Requirement | Reproduce the listing exactly, with no pictures in your copy.

Recorded data |
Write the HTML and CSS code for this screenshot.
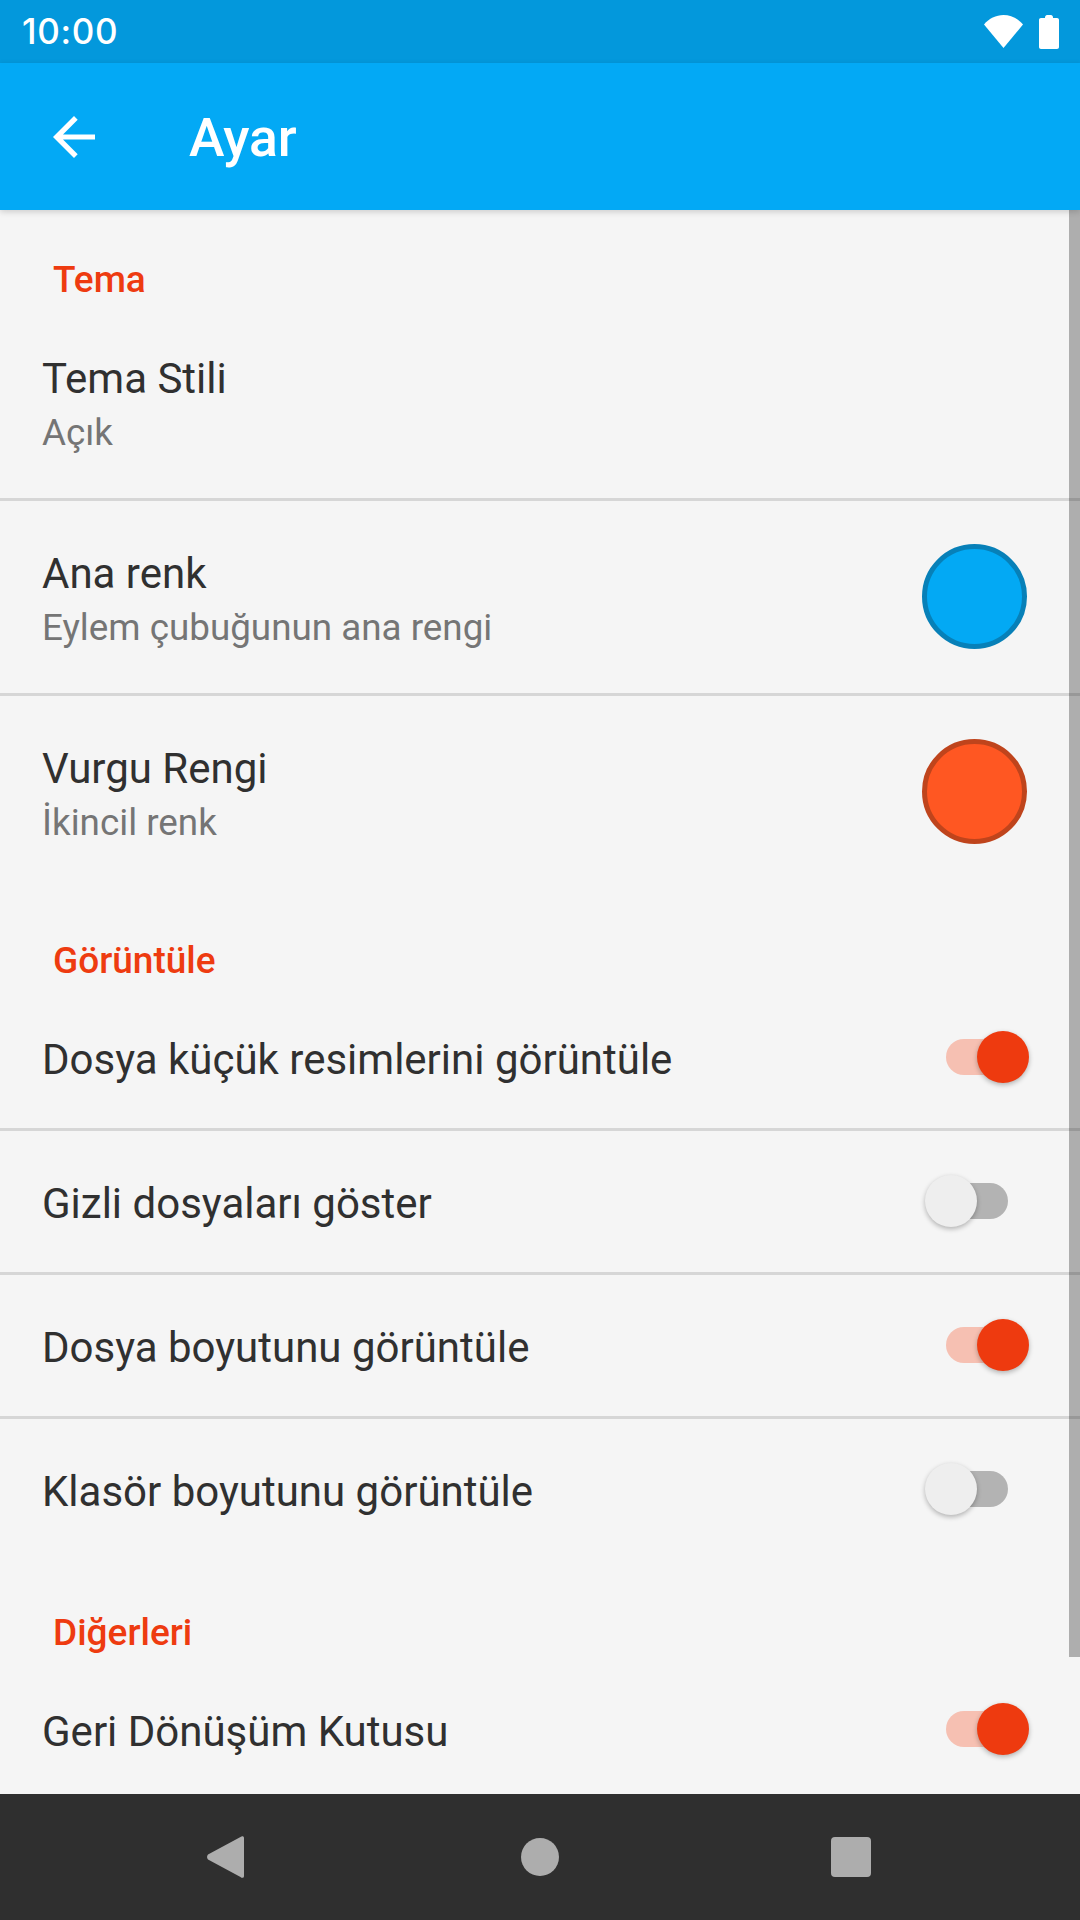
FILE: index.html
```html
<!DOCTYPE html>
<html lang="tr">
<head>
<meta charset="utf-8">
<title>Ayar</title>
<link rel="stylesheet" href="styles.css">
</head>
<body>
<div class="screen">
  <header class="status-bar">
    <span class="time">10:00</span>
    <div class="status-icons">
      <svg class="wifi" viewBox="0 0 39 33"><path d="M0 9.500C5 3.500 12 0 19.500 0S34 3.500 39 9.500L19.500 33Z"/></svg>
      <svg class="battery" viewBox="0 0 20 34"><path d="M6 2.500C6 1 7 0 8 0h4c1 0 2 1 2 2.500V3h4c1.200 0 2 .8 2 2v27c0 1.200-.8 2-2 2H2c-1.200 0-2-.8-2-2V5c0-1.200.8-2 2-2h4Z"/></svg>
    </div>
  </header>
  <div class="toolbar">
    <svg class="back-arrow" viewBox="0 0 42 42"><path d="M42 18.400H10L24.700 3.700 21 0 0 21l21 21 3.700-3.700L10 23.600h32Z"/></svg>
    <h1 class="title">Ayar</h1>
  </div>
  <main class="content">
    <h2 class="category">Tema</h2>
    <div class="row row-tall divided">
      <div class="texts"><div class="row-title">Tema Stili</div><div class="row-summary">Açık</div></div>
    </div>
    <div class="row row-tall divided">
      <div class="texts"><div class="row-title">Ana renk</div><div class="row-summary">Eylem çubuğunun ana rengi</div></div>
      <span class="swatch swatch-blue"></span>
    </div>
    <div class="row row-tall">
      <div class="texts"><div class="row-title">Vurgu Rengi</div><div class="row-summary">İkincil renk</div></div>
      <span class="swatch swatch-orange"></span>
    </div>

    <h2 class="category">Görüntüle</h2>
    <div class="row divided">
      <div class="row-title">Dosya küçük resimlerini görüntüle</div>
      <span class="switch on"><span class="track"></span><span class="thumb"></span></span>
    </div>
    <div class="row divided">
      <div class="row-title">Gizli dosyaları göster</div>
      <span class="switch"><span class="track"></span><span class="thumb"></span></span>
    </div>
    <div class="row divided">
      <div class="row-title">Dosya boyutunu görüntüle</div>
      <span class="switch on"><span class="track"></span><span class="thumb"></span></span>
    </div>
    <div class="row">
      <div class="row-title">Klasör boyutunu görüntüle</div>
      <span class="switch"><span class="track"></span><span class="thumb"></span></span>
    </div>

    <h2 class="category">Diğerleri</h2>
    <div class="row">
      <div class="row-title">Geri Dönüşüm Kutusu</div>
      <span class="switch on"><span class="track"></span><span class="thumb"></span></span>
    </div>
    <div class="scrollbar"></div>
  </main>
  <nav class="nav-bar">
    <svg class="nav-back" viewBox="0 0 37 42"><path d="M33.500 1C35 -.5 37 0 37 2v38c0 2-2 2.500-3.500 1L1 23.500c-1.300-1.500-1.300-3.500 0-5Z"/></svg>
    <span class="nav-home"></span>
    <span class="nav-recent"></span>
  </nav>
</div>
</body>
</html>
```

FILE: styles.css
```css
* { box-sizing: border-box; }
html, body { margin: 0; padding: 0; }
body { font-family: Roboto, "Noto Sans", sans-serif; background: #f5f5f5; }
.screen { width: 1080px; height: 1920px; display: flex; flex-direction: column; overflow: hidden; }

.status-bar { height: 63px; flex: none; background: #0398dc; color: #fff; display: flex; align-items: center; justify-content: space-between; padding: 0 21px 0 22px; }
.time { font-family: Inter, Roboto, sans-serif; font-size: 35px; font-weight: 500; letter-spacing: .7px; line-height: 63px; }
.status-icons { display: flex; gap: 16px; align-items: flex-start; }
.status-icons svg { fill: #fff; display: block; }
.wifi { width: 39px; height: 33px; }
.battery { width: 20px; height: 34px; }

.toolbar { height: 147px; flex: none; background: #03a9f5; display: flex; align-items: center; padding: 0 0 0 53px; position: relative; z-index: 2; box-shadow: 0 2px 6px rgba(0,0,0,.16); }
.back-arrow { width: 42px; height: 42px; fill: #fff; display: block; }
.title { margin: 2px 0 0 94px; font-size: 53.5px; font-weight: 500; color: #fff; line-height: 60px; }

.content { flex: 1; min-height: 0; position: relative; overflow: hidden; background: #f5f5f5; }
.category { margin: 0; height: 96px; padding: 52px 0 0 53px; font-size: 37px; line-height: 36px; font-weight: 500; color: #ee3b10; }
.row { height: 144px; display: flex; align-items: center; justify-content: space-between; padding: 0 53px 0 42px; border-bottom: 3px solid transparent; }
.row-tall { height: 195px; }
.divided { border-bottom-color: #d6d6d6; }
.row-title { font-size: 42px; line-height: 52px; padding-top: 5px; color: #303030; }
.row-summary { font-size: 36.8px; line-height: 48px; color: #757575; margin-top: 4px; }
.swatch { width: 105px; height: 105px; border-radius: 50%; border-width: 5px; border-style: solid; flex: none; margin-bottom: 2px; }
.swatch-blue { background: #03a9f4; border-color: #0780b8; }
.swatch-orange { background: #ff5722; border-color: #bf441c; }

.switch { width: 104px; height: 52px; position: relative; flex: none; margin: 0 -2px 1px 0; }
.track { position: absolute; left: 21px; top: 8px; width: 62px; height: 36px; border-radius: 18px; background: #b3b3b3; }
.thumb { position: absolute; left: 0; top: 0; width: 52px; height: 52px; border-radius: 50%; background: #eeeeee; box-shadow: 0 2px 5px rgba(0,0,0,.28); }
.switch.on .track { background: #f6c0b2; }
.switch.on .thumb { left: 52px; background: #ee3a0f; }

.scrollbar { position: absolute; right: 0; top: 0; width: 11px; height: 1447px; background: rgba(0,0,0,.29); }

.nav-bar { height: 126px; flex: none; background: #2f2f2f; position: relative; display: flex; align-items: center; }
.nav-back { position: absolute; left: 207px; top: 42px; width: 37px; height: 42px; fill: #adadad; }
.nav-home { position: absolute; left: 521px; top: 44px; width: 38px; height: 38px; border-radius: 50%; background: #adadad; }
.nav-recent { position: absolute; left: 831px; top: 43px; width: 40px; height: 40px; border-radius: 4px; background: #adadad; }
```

Task result |
Write the HTML and CSS code for this screenshot.
FILE: index.html
```html
<!DOCTYPE html>
<html lang="tr">
<head>
<meta charset="utf-8">
<title>Ayar</title>
<link rel="stylesheet" href="styles.css">
</head>
<body>
<div class="screen">
  <header class="status-bar">
    <span class="time">10:00</span>
    <div class="status-icons">
      <svg class="wifi" viewBox="0 0 39 33"><path d="M0 9.500C5 3.500 12 0 19.500 0S34 3.500 39 9.500L19.500 33Z"/></svg>
      <svg class="battery" viewBox="0 0 20 34"><path d="M6 2.500C6 1 7 0 8 0h4c1 0 2 1 2 2.500V3h4c1.200 0 2 .8 2 2v27c0 1.200-.8 2-2 2H2c-1.200 0-2-.8-2-2V5c0-1.200.8-2 2-2h4Z"/></svg>
    </div>
  </header>
  <div class="toolbar">
    <svg class="back-arrow" viewBox="0 0 42 42"><path d="M42 18.400H10L24.700 3.700 21 0 0 21l21 21 3.700-3.700L10 23.600h32Z"/></svg>
    <h1 class="title">Ayar</h1>
  </div>
  <main class="content">
    <h2 class="category">Tema</h2>
    <div class="row row-tall divided">
      <div class="texts"><div class="row-title">Tema Stili</div><div class="row-summary">Açık</div></div>
    </div>
    <div class="row row-tall divided">
      <div class="texts"><div class="row-title">Ana renk</div><div class="row-summary">Eylem çubuğunun ana rengi</div></div>
      <span class="swatch swatch-blue"></span>
    </div>
    <div class="row row-tall">
      <div class="texts"><div class="row-title">Vurgu Rengi</div><div class="row-summary">İkincil renk</div></div>
      <span class="swatch swatch-orange"></span>
    </div>

    <h2 class="category">Görüntüle</h2>
    <div class="row divided">
      <div class="row-title">Dosya küçük resimlerini görüntüle</div>
      <span class="switch on"><span class="track"></span><span class="thumb"></span></span>
    </div>
    <div class="row divided">
      <div class="row-title">Gizli dosyaları göster</div>
      <span class="switch"><span class="track"></span><span class="thumb"></span></span>
    </div>
    <div class="row divided">
      <div class="row-title">Dosya boyutunu görüntüle</div>
      <span class="switch on"><span class="track"></span><span class="thumb"></span></span>
    </div>
    <div class="row">
      <div class="row-title">Klasör boyutunu görüntüle</div>
      <span class="switch"><span class="track"></span><span class="thumb"></span></span>
    </div>

    <h2 class="category">Diğerleri</h2>
    <div class="row">
      <div class="row-title">Geri Dönüşüm Kutusu</div>
      <span class="switch on"><span class="track"></span><span class="thumb"></span></span>
    </div>
    <div class="scrollbar"></div>
  </main>
  <nav class="nav-bar">
    <svg class="nav-back" viewBox="0 0 37 42"><path d="M33.500 1C35 -.5 37 0 37 2v38c0 2-2 2.500-3.500 1L1 23.500c-1.300-1.500-1.300-3.500 0-5Z"/></svg>
    <span class="nav-home"></span>
    <span class="nav-recent"></span>
  </nav>
</div>
</body>
</html>
```

FILE: styles.css
```css
* { box-sizing: border-box; }
html, body { margin: 0; padding: 0; }
body { font-family: Roboto, "Noto Sans", sans-serif; background: #f5f5f5; }
.screen { width: 1080px; height: 1920px; display: flex; flex-direction: column; overflow: hidden; }

.status-bar { height: 63px; flex: none; background: #0398dc; color: #fff; display: flex; align-items: center; justify-content: space-between; padding: 0 21px 0 22px; }
.time { font-family: Inter, Roboto, sans-serif; font-size: 35px; font-weight: 500; letter-spacing: .7px; line-height: 63px; }
.status-icons { display: flex; gap: 16px; align-items: flex-start; }
.status-icons svg { fill: #fff; display: block; }
.wifi { width: 39px; height: 33px; }
.battery { width: 20px; height: 34px; }

.toolbar { height: 147px; flex: none; background: #03a9f5; display: flex; align-items: center; padding: 0 0 0 53px; position: relative; z-index: 2; box-shadow: 0 2px 6px rgba(0,0,0,.16); }
.back-arrow { width: 42px; height: 42px; fill: #fff; display: block; }
.title { margin: 2px 0 0 94px; font-size: 53.5px; font-weight: 500; color: #fff; line-height: 60px; }

.content { flex: 1; min-height: 0; position: relative; overflow: hidden; background: #f5f5f5; }
.category { margin: 0; height: 96px; padding: 52px 0 0 53px; font-size: 37px; line-height: 36px; font-weight: 500; color: #ee3b10; }
.row { height: 144px; display: flex; align-items: center; justify-content: space-between; padding: 0 53px 0 42px; border-bottom: 3px solid transparent; }
.row-tall { height: 195px; }
.divided { border-bottom-color: #d6d6d6; }
.row-title { font-size: 42px; line-height: 52px; padding-top: 5px; color: #303030; }
.row-summary { font-size: 36.8px; line-height: 48px; color: #757575; margin-top: 4px; }
.swatch { width: 105px; height: 105px; border-radius: 50%; border-width: 5px; border-style: solid; flex: none; margin-bottom: 2px; }
.swatch-blue { background: #03a9f4; border-color: #0780b8; }
.swatch-orange { background: #ff5722; border-color: #bf441c; }

.switch { width: 104px; height: 52px; position: relative; flex: none; margin: 0 -2px 1px 0; }
.track { position: absolute; left: 21px; top: 8px; width: 62px; height: 36px; border-radius: 18px; background: #b3b3b3; }
.thumb { position: absolute; left: 0; top: 0; width: 52px; height: 52px; border-radius: 50%; background: #eeeeee; box-shadow: 0 2px 5px rgba(0,0,0,.28); }
.switch.on .track { background: #f6c0b2; }
.switch.on .thumb { left: 52px; background: #ee3a0f; }

.scrollbar { position: absolute; right: 0; top: 0; width: 11px; height: 1447px; background: rgba(0,0,0,.29); }

.nav-bar { height: 126px; flex: none; background: #2f2f2f; position: relative; display: flex; align-items: center; }
.nav-back { position: absolute; left: 207px; top: 42px; width: 37px; height: 42px; fill: #adadad; }
.nav-home { position: absolute; left: 521px; top: 44px; width: 38px; height: 38px; border-radius: 50%; background: #adadad; }
.nav-recent { position: absolute; left: 831px; top: 43px; width: 40px; height: 40px; border-radius: 4px; background: #adadad; }
```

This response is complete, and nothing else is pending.